* PROBLEM TO WORK ON *
What follows is a listing to be transcribed exactly.

* begin DATASET EXCERPTS *

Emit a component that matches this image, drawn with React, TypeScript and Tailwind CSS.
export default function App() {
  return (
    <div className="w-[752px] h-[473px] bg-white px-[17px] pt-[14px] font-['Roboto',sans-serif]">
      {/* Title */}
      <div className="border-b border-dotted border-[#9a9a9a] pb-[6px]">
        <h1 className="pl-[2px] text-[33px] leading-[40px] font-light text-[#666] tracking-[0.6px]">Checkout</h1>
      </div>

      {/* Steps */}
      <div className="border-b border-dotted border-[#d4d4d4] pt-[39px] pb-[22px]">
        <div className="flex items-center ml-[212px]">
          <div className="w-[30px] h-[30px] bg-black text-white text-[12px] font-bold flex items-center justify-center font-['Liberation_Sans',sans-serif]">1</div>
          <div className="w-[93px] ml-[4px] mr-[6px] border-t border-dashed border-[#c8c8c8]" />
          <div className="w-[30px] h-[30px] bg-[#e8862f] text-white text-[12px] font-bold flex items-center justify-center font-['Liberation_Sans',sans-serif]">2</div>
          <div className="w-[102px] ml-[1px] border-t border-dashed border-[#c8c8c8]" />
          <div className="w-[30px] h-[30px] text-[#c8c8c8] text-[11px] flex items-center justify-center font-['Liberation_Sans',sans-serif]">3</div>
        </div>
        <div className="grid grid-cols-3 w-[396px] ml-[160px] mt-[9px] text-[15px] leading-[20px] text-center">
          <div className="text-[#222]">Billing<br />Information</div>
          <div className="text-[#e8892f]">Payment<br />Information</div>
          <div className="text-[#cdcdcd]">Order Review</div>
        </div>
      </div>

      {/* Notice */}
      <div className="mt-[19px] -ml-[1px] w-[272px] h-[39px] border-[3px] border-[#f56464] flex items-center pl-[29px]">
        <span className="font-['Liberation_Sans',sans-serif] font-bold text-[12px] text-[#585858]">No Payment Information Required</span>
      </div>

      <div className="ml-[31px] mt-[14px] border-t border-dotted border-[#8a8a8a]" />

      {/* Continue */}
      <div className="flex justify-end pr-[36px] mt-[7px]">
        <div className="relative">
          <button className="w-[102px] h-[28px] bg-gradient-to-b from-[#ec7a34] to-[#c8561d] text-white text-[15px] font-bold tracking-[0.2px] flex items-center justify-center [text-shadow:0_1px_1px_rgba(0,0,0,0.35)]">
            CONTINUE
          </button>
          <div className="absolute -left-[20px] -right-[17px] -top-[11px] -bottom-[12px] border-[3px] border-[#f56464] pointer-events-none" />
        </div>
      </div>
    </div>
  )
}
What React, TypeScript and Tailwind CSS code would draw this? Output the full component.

* end DATASET EXCERPTS *

* EXPECTED OUTPUT *
Emit a component that matches this image, drawn with React, TypeScript and Tailwind CSS.
export default function App() {
  return (
    <div className="w-[752px] h-[473px] bg-white px-[17px] pt-[14px] font-['Roboto',sans-serif]">
      {/* Title */}
      <div className="border-b border-dotted border-[#9a9a9a] pb-[6px]">
        <h1 className="pl-[2px] text-[33px] leading-[40px] font-light text-[#666] tracking-[0.6px]">Checkout</h1>
      </div>

      {/* Steps */}
      <div className="border-b border-dotted border-[#d4d4d4] pt-[39px] pb-[22px]">
        <div className="flex items-center ml-[212px]">
          <div className="w-[30px] h-[30px] bg-black text-white text-[12px] font-bold flex items-center justify-center font-['Liberation_Sans',sans-serif]">1</div>
          <div className="w-[93px] ml-[4px] mr-[6px] border-t border-dashed border-[#c8c8c8]" />
          <div className="w-[30px] h-[30px] bg-[#e8862f] text-white text-[12px] font-bold flex items-center justify-center font-['Liberation_Sans',sans-serif]">2</div>
          <div className="w-[102px] ml-[1px] border-t border-dashed border-[#c8c8c8]" />
          <div className="w-[30px] h-[30px] text-[#c8c8c8] text-[11px] flex items-center justify-center font-['Liberation_Sans',sans-serif]">3</div>
        </div>
        <div className="grid grid-cols-3 w-[396px] ml-[160px] mt-[9px] text-[15px] leading-[20px] text-center">
          <div className="text-[#222]">Billing<br />Information</div>
          <div className="text-[#e8892f]">Payment<br />Information</div>
          <div className="text-[#cdcdcd]">Order Review</div>
        </div>
      </div>

      {/* Notice */}
      <div className="mt-[19px] -ml-[1px] w-[272px] h-[39px] border-[3px] border-[#f56464] flex items-center pl-[29px]">
        <span className="font-['Liberation_Sans',sans-serif] font-bold text-[12px] text-[#585858]">No Payment Information Required</span>
      </div>

      <div className="ml-[31px] mt-[14px] border-t border-dotted border-[#8a8a8a]" />

      {/* Continue */}
      <div className="flex justify-end pr-[36px] mt-[7px]">
        <div className="relative">
          <button className="w-[102px] h-[28px] bg-gradient-to-b from-[#ec7a34] to-[#c8561d] text-white text-[15px] font-bold tracking-[0.2px] flex items-center justify-center [text-shadow:0_1px_1px_rgba(0,0,0,0.35)]">
            CONTINUE
          </button>
          <div className="absolute -left-[20px] -right-[17px] -top-[11px] -bottom-[12px] border-[3px] border-[#f56464] pointer-events-none" />
        </div>
      </div>
    </div>
  )
}
What React, TypeScript and Tailwind CSS code would draw this? Output the full component.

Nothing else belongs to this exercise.